As it is, despite his grandstanding and his ability
to retain control of the state government, Nitish remains in danger of being
squeezed between a re-invigorated Lalu Yadav and a gung-ho BJP—a predicament
that could even force him into an alliance with the Congress in 2014. Since the
JD(U) departure from the NDA was packaged as a bout of ‘secularism’, Nitish
will have to demonstrate to the community he is courting that he stands a
better chance of slaying Modi than Lalu Yadav. That may only be possible if he
has the Congress by his side.
That Nitish’s imminent departure from the NDA has
led to some soul-searching within the BJP is also undeniable. At an
over-simplistic level, the BJP is witnessing a curious battle between its heart
and its head. A section of the well-established leadership who saw political
power in 2014 as a low hanging fruit curse Modi for injecting new complications
and making the BJP’s task challenging.
The Advani objection to the projection of Modi was
centred on the belief that the sheer weight of anti-incumbency would decimate
the Congress and result in the NDA emerging as the clear front-runner for
power. In other words, neither the BJP nor its allies would have to do much
more than get its caste sums right and work up the crowds with the same messages
about corruption, economic mismanagement and the legacy of Atal Behari
Vajpayee. In short, it would be the 2009 campaign again with, hopefully, a
better outcome thanks to the extent of the UPA’s misgovernance.
The emergence of Modi and particularly the way his
rise has been interpreted by a large section of people have upset those
calculations. It is now clear that a conventional campaign that, at best,
promises to substitute the strategic silences of the 80-year-old Manmohan Singh
with the unending reminiscences of the 85-year-old Advani will not yield
optimum results. Indeed, another insipid NDA campaign could even revive
attractions for the Congress’ all-too-familiar strategy of sops and handouts.
For the BJP, the likely exit of the JD(U) has
cleared the decks for a very new type of election campaign. Yes, the possible
absence of regional allies in states other than Punjab, Maharashtra and,
possibly, the Telengana region of Andhra Pradesh and Assam, pose an exceptional
challenge. If the general election becomes an aggregate of state elections, the
BJP is unlikely to be in the driver’s seat of a new coalition government. And
the impossibility of a BJP-led government being sworn in by President Pranab
Mukherjee in 2014 is what the pundits and the media will hark on incessantly.

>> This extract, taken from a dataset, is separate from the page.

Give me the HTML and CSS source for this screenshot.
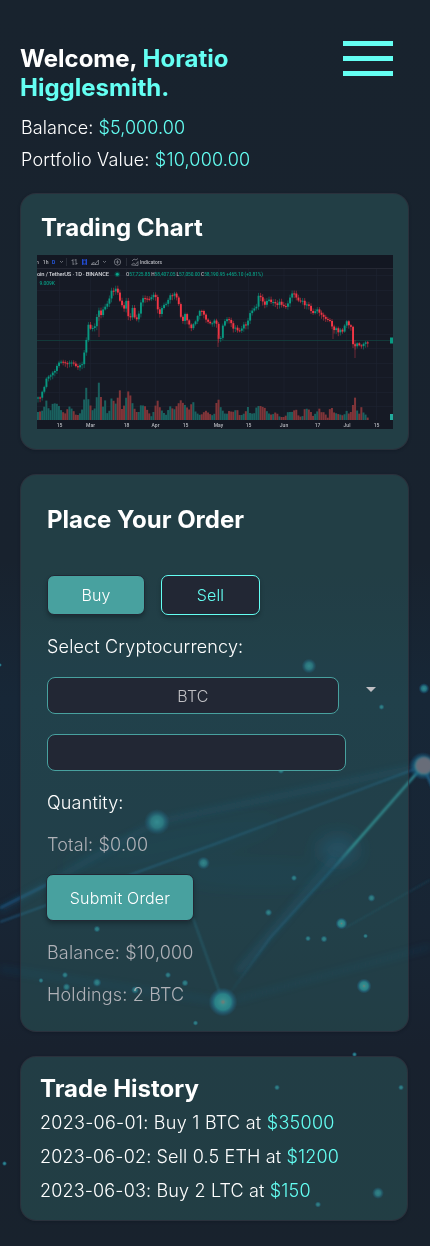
FILE: index.html
```html
<!DOCTYPE html>
<html lang="en">
<head>
<meta charset="utf-8">
<meta name="viewport" content="width=device-width, initial-scale=1">
<title>Trading Dashboard</title>
<link rel="stylesheet" href="styles.css">
</head>
<body>
<svg class="backdrop" viewBox="0 0 430 1246" aria-hidden="true">
  <defs>
    <filter id="b1" x="-50%" y="-50%" width="200%" height="200%"><feGaussianBlur stdDeviation="0.9"/></filter>
    <filter id="b3" x="-50%" y="-50%" width="200%" height="200%"><feGaussianBlur stdDeviation="3"/></filter>
    <filter id="b9" x="-100%" y="-100%" width="300%" height="300%"><feGaussianBlur stdDeviation="9"/></filter>
    <radialGradient id="node"><stop offset="0" stop-color="#38a6ac"/><stop offset=".45" stop-color="#2a8793"/><stop offset=".7" stop-color="#1c6280" stop-opacity=".7"/><stop offset="1" stop-color="#185078" stop-opacity="0"/></radialGradient>
    <radialGradient id="hot"><stop offset="0" stop-color="#967c74"/><stop offset=".2" stop-color="#38979a"/><stop offset=".55" stop-color="#23858f"/><stop offset=".75" stop-color="#1b5c80" stop-opacity=".7"/><stop offset="1" stop-color="#185078" stop-opacity="0"/></radialGradient>
    <linearGradient id="wash" x1="0" y1="0" x2="0" y2="1"><stop offset="0" stop-color="#18232e"/><stop offset=".45" stop-color="#18222e"/><stop offset=".56" stop-color="#172737"/><stop offset=".74" stop-color="#182534"/><stop offset=".84" stop-color="#18212e"/><stop offset="1" stop-color="#18222d"/></linearGradient>
    <linearGradient id="ray" gradientUnits="userSpaceOnUse" x1="423" y1="766" x2="225" y2="1000"><stop offset="0" stop-color="#2d8793"/><stop offset=".35" stop-color="#2f9a9c"/><stop offset=".45" stop-color="#1d608a" stop-opacity=".6"/><stop offset=".8" stop-color="#1d608a" stop-opacity=".4"/><stop offset="1" stop-color="#1d608a" stop-opacity="0"/></linearGradient>
  </defs>
  <rect width="430" height="1246" fill="url(#wash)"/>
  <g filter="url(#b9)" fill="#1d4b70">
    <ellipse cx="338" cy="850" rx="20" ry="14" opacity=".65"/>
    <ellipse cx="170" cy="845" rx="110" ry="14" opacity=".15" transform="rotate(-12 170 845)"/>
    <ellipse cx="260" cy="875" rx="80" ry="12" opacity=".15"/>
  </g>
  <g filter="url(#b3)" stroke="#1d5680" fill="none">
    <path d="M423 766L157 822L0 910" stroke-width="6" opacity=".28"/>
    <path d="M0 969L223 1002" stroke-width="7" opacity=".14"/>
    <path d="M235 1000L430 947" stroke-width="5" opacity=".16"/>
    <path d="M335 858L238 972" stroke-width="7" opacity=".3"/>
  </g>
  <g filter="url(#b1)" fill="none">
    <path d="M0 922L215 844L423 766" stroke="#206a98" stroke-width="1.6" opacity=".65"/>
    <path d="M0 908L48 884" stroke="#1e6092" stroke-width="3" opacity=".55"/>
    <path d="M423 766L338 863L270 938L225 1000" stroke="url(#ray)" stroke-width="2.6"/>
    <path d="M193 918L223 1002" stroke="#277b94" stroke-width="1.8" opacity=".45"/>
    <path d="M423 766L435 792" stroke="#1d5b80" stroke-width="3"/>
    <path d="M345 928L430 880" stroke="#24647c" stroke-width="1.2" opacity=".4"/>
  </g>
  <circle cx="157" cy="822" r="13" fill="url(#node)" opacity=".85"/>
  <circle cx="223" cy="1002" r="14.500" fill="url(#hot)"/>
  <circle cx="423" cy="766" r="14" fill="url(#node)"/>
  <circle cx="424" cy="765.5" r="8.6" fill="#686d79" filter="url(#b1)"/>
  <g fill="url(#node)" opacity=".8">
    <circle cx="309" cy="666" r="7.5"/><circle cx="424" cy="688.500" r="5.500"/><circle cx="381.500" cy="707" r="3"/>
    <circle cx="281" cy="770.500" r="3.500"/><circle cx="203.500" cy="863" r="6.500"/><circle cx="97" cy="929" r="3.500"/>
    <circle cx="65" cy="975" r="3.200"/><circle cx="66.500" cy="987" r="4"/><circle cx="97" cy="982.500" r="4.500"/><circle cx="41" cy="980.500" r="2.700"/>
    <circle cx="168" cy="975" r="3.200"/><circle cx="185" cy="983" r="3.600"/><circle cx="135" cy="990" r="4"/><circle cx="195.500" cy="1023" r="2.800"/>
    <circle cx="294" cy="878" r="3.200"/><circle cx="268.500" cy="912.500" r="3.800"/><circle cx="371.500" cy="898" r="4"/>
    <circle cx="308" cy="938.500" r="3"/><circle cx="324" cy="939" r="3.600"/><circle cx="365.500" cy="936" r="2.500"/>
    <circle cx="354.500" cy="1054.500" r="2.700"/><circle cx="277" cy="1087.500" r="3"/><circle cx="401" cy="1087.500" r="3"/>
    <circle cx="4.500" cy="1163.500" r="2.600"/><circle cx="378" cy="1193" r="6"/><circle cx="318" cy="1204.500" r="3.200"/><circle cx="0" cy="665" r="2"/>
  </g>
  <g fill="url(#hot)"><circle cx="341.500" cy="923.500" r="6"/><circle cx="364" cy="986" r="7.500"/></g>
</svg>
<div class="page">
  <header class="header">
    <div>
      <h1 class="heading">Welcome, <span class="accent">Horatio<br>Higglesmith.</span></h1>
      <p class="stat balance">Balance: <span class="accent">$5,000.00</span></p>
      <p class="stat">Portfolio Value: <span class="accent">$10,000.00</span></p>
    </div>
    <div class="menu" role="button" aria-label="Menu"><span class="bar"></span><span class="bar"></span><span class="bar"></span></div>
  </header>

  <section class="card chart-card">
    <h2 class="heading chart-title">Trading Chart</h2>
    <svg class="chart" viewBox="0 0 356 174">
      <rect width="356" height="174" fill="#161a25"/>
      <rect width="356" height="13.500" fill="#131722"/>
      <path d="M0 13.500H356" stroke="#292d38" stroke-width=".8"/>
      <path d="M22.500 14V165M53.500 14V165M89.500 14V165M118.500 14V165M148.500 14V165M181.500 14V165M211.500 14V165M247 14V165M280.500 14V165M309.500 14V165M339.500 14V165M0 20.500H356M0 35.500H356M0 50.500H356M0 64.500H356M0 79.500H356M0 93.500H356M0 108.500H356M0 122.500H356M0 137.500H356M0 151.500H356" stroke="#1f2430" stroke-width=".6" fill="none"/>
      <path d="M0 85.500H353" stroke="#12413f" stroke-width=".8"/>
      <g id="plot"></g>
      <rect y="165" width="356" height="9" fill="#141823"/>
      <rect x="353" y="82.500" width="3" height="6" fill="#089981"/><rect x="353" y="159" width="3" height="6" fill="#22ab9d"/>
      <g stroke="#8c8f98" stroke-width=".7" fill="none">
        <path d="M23 6l1.500 1.500L26 6M66 6l1.500 1.500L69 6M36 4v6M34.500 5.500H36M36 9h1.500M39 4v6M37.500 5H39M39 8.500h1.500M54 9.500l2.500-2 2 1 3-3.500v4.500zM56 10V7.500M58.500 10V8.500M78.700 7h3.600M80.500 5.200v3.600M94.500 10l2-2 2 1.500 2.500-3v4zM95 6l2-2 2 1 2-1.500"/>
        <circle cx="80.500" cy="7" r="3.200"/><path d="M29.500 3v8M89.500 3v8" stroke="#343843"/>
      </g>
      <path d="M45.500 4v6M49.500 4v6M46 5h3v4h-3z" stroke="#2454e8" fill="none" stroke-width=".8"/>
      <g class="chart-text">
        <text x="-1" y="8.500">h</text><text x="5.800" y="8.700">1h</text><text x="15" y="8.700" class="blue">D</text>
        <text x="103" y="8.700" textLength="22">Indicators</text>
        <text x="0" y="21.300" class="pair" textLength="72">oin / TetherUS · 1D · BINANCE</text>
        <text x="89" y="20.800" class="ohlc" textLength="137">O<tspan class="up">57,725.85</tspan> H<tspan class="up">58,407.05</tspan> L<tspan class="up">57,050.00</tspan> C<tspan class="up">58,190.95 +465.10 (+0.81%)</tspan></text>
        <text x="2.500" y="29.500" class="up" textLength="15.500">9.009K</text>
        <g text-anchor="middle"><text x="22.500" y="171.500">15</text><text x="53.500" y="171.500">Mar</text><text x="89.500" y="171.500">18</text><text x="118.500" y="171.500">Apr</text><text x="148.500" y="171.500">15</text><text x="181.500" y="171.500">May</text><text x="211.500" y="171.500">15</text><text x="247" y="171.500">Jun</text><text x="280.500" y="171.500">17</text><text x="310" y="171.500">Jul</text><text x="339.500" y="171.500">15</text></g>
      </g>
      <circle cx="80.300" cy="19.200" r="2.800" fill="#0b4240"/><circle cx="80.300" cy="19.200" r="1.500" fill="#0ba68b"/>
    </svg>
  </section>

  <section class="card order-card">
    <h2 class="heading">Place Your Order</h2>
    <div class="sides"><div class="btn buy">Buy</div><div class="btn sell">Sell</div></div>
    <p class="line">Select Cryptocurrency:</p>
    <div class="select-row">
      <div class="field select">BTC</div>
      <svg class="caret" viewBox="0 0 10 5"><path d="M0 0H10L5 5Z" fill="#bfbfc3"/></svg>
    </div>
    <div class="field amount"></div>
    <p class="line">Quantity:</p>
    <p class="line muted total">Total: $0.00</p>
    <div class="btn submit">Submit Order</div>
    <p class="line muted">Balance: $10,000</p>
    <p class="line muted holdings">Holdings: 2 BTC</p>
  </section>

  <section class="card history-card">
    <h2 class="heading">Trade History</h2>
    <p class="trade first">2023-06-01: Buy 1 BTC at <span class="accent">$35000</span></p>
    <p class="trade">2023-06-02: Sell 0.5 ETH at <span class="accent">$1200</span></p>
    <p class="trade">2023-06-03: Buy 2 LTC at <span class="accent">$150</span></p>
  </section>
</div>
<script src="chart.js"></script>
</body>
</html>
```
FILE: styles.css
```css
* { box-sizing: border-box; }
body {
  margin: 0;
  background: #18222d;
  color: #fff;
  font-family: Inter, sans-serif;
  font-size: 18px;
  font-weight: 300;
  letter-spacing: .16px;
  line-height: 22px;
}
h1, h2, p { margin: 0; }
.backdrop { position: absolute; left: 0; top: 0; width: 430px; height: 1246px; z-index: -1; }
.page { width: 430px; height: 1246px; padding: 44px 21px 0 20px; }
.header { display: flex; justify-content: space-between; height: 149px; }
.heading { font-size: 24px; font-weight: 700; letter-spacing: 0; line-height: 29px; }
.accent { color: #64fff3; }
.stat { margin-left: 1px; line-height: 32px; letter-spacing: .19px; }
.balance { margin-top: 10px; letter-spacing: .07px; }
.menu { display: flex; flex-direction: column; gap: 10px; width: 50px; margin: -3px 16px 0 0; }
.bar { height: 5px; background: #64fff3; }
.card {
  border-radius: 16px;
  background: rgba(57, 120, 118, .32);
  border: 1px solid rgba(48, 41, 55, .6);
  box-shadow: 0 1px 3px rgba(10, 15, 25, .3);
}
.chart-card { height: 257px; padding: 19px 16px; }
.chart-title { margin-left: 4px; letter-spacing: .05px; }
.chart { display: block; width: 356px; height: 174px; margin-top: 13px; }
.chart-text { font-family: Roboto, sans-serif; font-size: 5px; font-weight: 500; letter-spacing: 0; fill: #b6b8be; }
.pair { font-size: 5.800px; font-weight: 500; fill: #d1d3d8; }
.ohlc { font-size: 4.800px; }
.up { fill: #089981; }
.blue { fill: #2962ff; }
.order-card { height: 558px; margin-top: 24px; padding: 30px 26px; }
.sides { display: flex; align-items: center; gap: 16px; margin-top: 41px; }
.btn {
  display: flex;
  align-items: center;
  justify-content: center;
  border-radius: 7px;
  font-size: 16px;
  box-shadow: 0 3px 4px rgba(0, 0, 0, .25);
}
.buy { width: 98px; height: 40px; background: #48a19f; border: 1px solid #222734; }
.sell { width: 99px; height: 40px; background: #222734; border: 1px solid #64fff3; color: #64fff3; }
.sides + .line { margin-top: 21px; }
.select-row { display: flex; margin-top: 19px; }
.field {
  display: flex;
  align-items: center;
  justify-content: center;
  height: 37px;
  border: 1px solid #48a19f;
  border-radius: 8px;
  background: #222734;
  font-size: 16px;
  color: #bfbfc3;
}
.select { width: 292px; }
.caret { width: 10px; height: 5px; margin: 10px 0 0 27px; }
.amount { width: 299px; margin-top: 20px; }
.amount + .line { margin-top: 21px; }
.muted { color: #b0b2b8; }
.total { margin-top: 20px; }
.submit { width: 148px; height: 47px; margin: 18px 0 21px -1px; background: #48a19f; border: 1px solid #222734; }
.holdings { margin-top: 20px; }
.history-card { width: 388px; height: 165px; margin-top: 24px; padding: 17px 19px; }
.history-card .heading { margin-bottom: 2.500px; }
.trade { line-height: 34px; }
.first { letter-spacing: .26px; }
```
FILE: chart.js
```js
// Price and volume keyframes as x,value pairs in plot coordinates.
const price = [1,142.5,3,142,5,136,7,133,9,125,11,123,13,122,15,117,17,116,19,113,20.5,109,23,108,33,107,37,110,40,113,43,109,45,109,47,99,49,89,51,70,54,74,57,70,59,71,61,49,63,66,65,56,67,53,69,49,71,47,73,42,75,35,77,38,79,33,81,37,83,45,85,50,87,55,88,50,90,45,91,57,92,72,94,57,96,50,98,65,101,65,103,52,105,43,107,42,110,43,112,45,115,43,118,38,120,50,122,59,124,57,126,49,128,53,130,47,132,43,134,37,136,41,138,38,140,45,142,51,144,63,146,65,148,58,150,65,152,70,154,75,156,70,158,67,160,61,163,55,165,57,167,61,169,65,175,68,179,65,181,85,184,82,186,68,189,64,192,66,195,70,197,75,199,70,201,76,204,76,208,68,210,73,212,56,214,58,216,54,219,55,222,38,224,42,226,46,228,50,231,45,235,48,237,45,240,50,243,47,245,52,249,51,251,47,253,42,255,39,258,40,260,45,267,45,268,53,271,49,273,55,276,57,280,54,283,60,287,62,291,64,294,67,296,78,299,73,301,77,303,73,306,77,308,70,310,67,312,71,314,71,316,88,319,92,321,87,323,94,326,89,328,86,331,87];
const volume = [1,8,5,9,7,12,9,21,11,13,13,8,16,17,21,16,24,10,28,6,32,14,36,10,39,5,42,5,45,10,47,19,49,34,51,22,54,13,56,9,58,12,60,24,62,38,64,23,66,13,68,21,70,7,72,6,74,22,76,20,79,16,83,30,85,11,87,14,91,29,93,26,96,15,99,8,102,8,104,15,108,14,112,7,115,3,118,13,121,20,123,12,126,8,129,5,133,14,137,10,139,13,144,20,146,17,149,14,152,10,156,20,158,9,162,5,166,6,168,10,173,6,177,4,179,15,181,23,183,14,186,9,189,5,192,9,196,8,200,11,203,4,208,7,211,13,213,7,217,6,220,14,224,14,228,12,231,7,235,5,239,8,243,3,248,3,251,8,255,8,259,11,262,3,266,4,268,12,273,10,276,4,280,8,282,12,285,7,287,8,291,2,294,16,296,8,301,6,305,5,307,4,309,10,313,5,316,15,318,23,320,10,322,5,324,14,326,8,329,5,331,2];
const sample = (keys, x) => {
  let i = 0;
  while (i < keys.length - 4 && keys[i + 2] < x) i += 2;
  const t = (x - keys[i]) / (keys[i + 2] - keys[i]);
  return keys[i + 1] + (keys[i + 3] - keys[i + 1]) * Math.min(1, Math.max(0, t));
};
let marks = '';
let open = 143;
const step = 2.1;
for (let i = 0; i < 158; i++) {
  const x = 1 + i * step;
  const close = sample(price, x) + Math.sin(i * 7.3) * 1.2;
  const up = close <= open;
  const top = Math.min(open, close);
  const size = Math.max(1, Math.abs(close - open));
  const high = top - 1 - 2 * Math.abs(Math.sin(i * 3.1));
  const low = top + size + 1 + 3 * Math.abs(Math.cos(i * 2.7));
  const color = up ? '#089981' : '#f23645';
  const h = Math.max(2, sample(volume, x));
  marks += `<rect x="${x - 1.05}" y="${165 - h}" width="2" height="${h}" fill="${up ? '#1a615f' : '#803539'}"/>`;
  marks += `<path d="M${x} ${high}V${low}" stroke="${color}" stroke-width=".5"/>`;
  marks += `<rect x="${x - 0.9}" y="${top}" width="1.9" height="${size}" fill="${color}"/>`;
  open = close;
}
for (const [x, a, b] of [[62, 60, 82], [181, 80, 92], [296, 72, 84], [318, 85, 103]]) {
  marks += `<path d="M${x} ${a}V${b}" stroke="#a92f3e" stroke-width=".6"/>`;
}
document.getElementById('plot').innerHTML = marks;
```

Arithmetically, they will tell you, a BJP Prime Minister after the general
election has been ruled out by Nitish, Mamata Banerjee, Naveen Patnaik and
Jagan Mohan Reddy.
They may well be right. I recall in 1991, Atal
Behari Vajpayee ruing that the BJP tally would be around 50 because it had no
alliances. At a National Executive meeting, Kalyan Singh, the then BJP chief of
Uttar Pradesh, indicated that the party’s popular vote in Uttar Pradesh would,
at best, rise from nine per cent to 18 per cent. In the event, the BJP won 121
seats, including more than 50 seats from Uttar Pradesh. Indeed, had it not been
for Rajiv Gandhi’s assassination a day before the second phase of the
three-phase poll, the BJP tally would perhaps have touched 160 seats.
The Index of Opposition Unity (IOU) model that was
used to forecast elections was demolished in 1991, an election where the
Ayodhya issue dominated. This was entirely due to the fact that the BJP
campaign was novel: it was unorthodox, strident and centred on the creation of
a new India. Never before or since has a BJP campaign been so full of raw
energy as it was in 1991.
The issues of the 1991 campaign have become history.
Today’s India has changed far more than its politics. There is raw energy of a
youthful population desperate for self-improvement and, by implication,
national resurgence; and there is raw anger that periodically manifests itself
in spontaneous explosions against corruption and rape. To this can be added the
social churning created by upwards social mobility, urbanisation and regional
pride. And, finally, there is waning faith in the ability of the existing
political class to effect meaningful change.
In a nutshell, while the existing arithmetic is
tilted against Modi, the emerging chemistry of politics favours an outsider who
encapsulates this churning. It is Modi’s ability, as campaign chief, to harness
these energies and social trends that will determine whether the enthusiasm
witnessed in Goa is translated into parliamentary seats. There is no half-way
house left for the BJP. To win it will have to reinvent its approach to
politics. Fortunately for it, the sheer determination of its supporters to
break the mould overrides the innate conservatism of its leadership. In the
past week, hard decisions were forced on the party. Now it will have to take
them voluntarily and with imagination.